After you’ve listened to Zhai Yongming 翟永明 read a few excerpts from ‘Ambling along the Fuchun Mountains with Huang Gongwang’, and when you open the book, you feel as if you’ve put on the pair of headphones on an audio guide and walked into the exhibition hall.

The year was thirteen fifty, a handscroll is a film. You unwind it before me. The ink and the view slowly moving. The camera lens tracks, changes focus, under the thumb muscle and fingers. (Section 1)

I bring with me a stack of A4 papers and a blue ballpoint pen, break into the cold beauty of remaining mountains. Rustling leaves, shivering me.

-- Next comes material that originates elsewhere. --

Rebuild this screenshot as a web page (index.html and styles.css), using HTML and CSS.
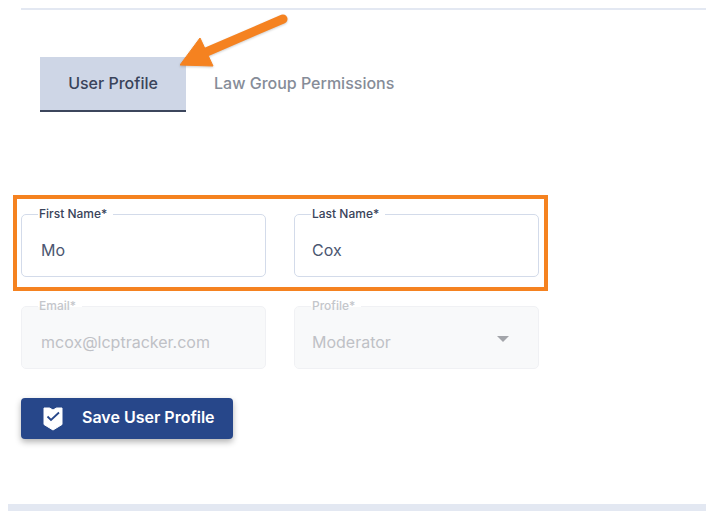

Remaining mountains soon will be old, so will I be. (Section 1)

Sometimes, the painter talks to you through her voice.

No, I’m not what you imagined. Not an old geezer, a dauber, a legendary tortoise. With a walking stick and my straw rain-cape, I walked the landscape. (Section 26)

Poets and painters camouflage in order to transplant an idea. They must become the background from which that certain idea emerges, surfaces, or pops up like a surprise. The poet is familiar with the painter’s many disguises.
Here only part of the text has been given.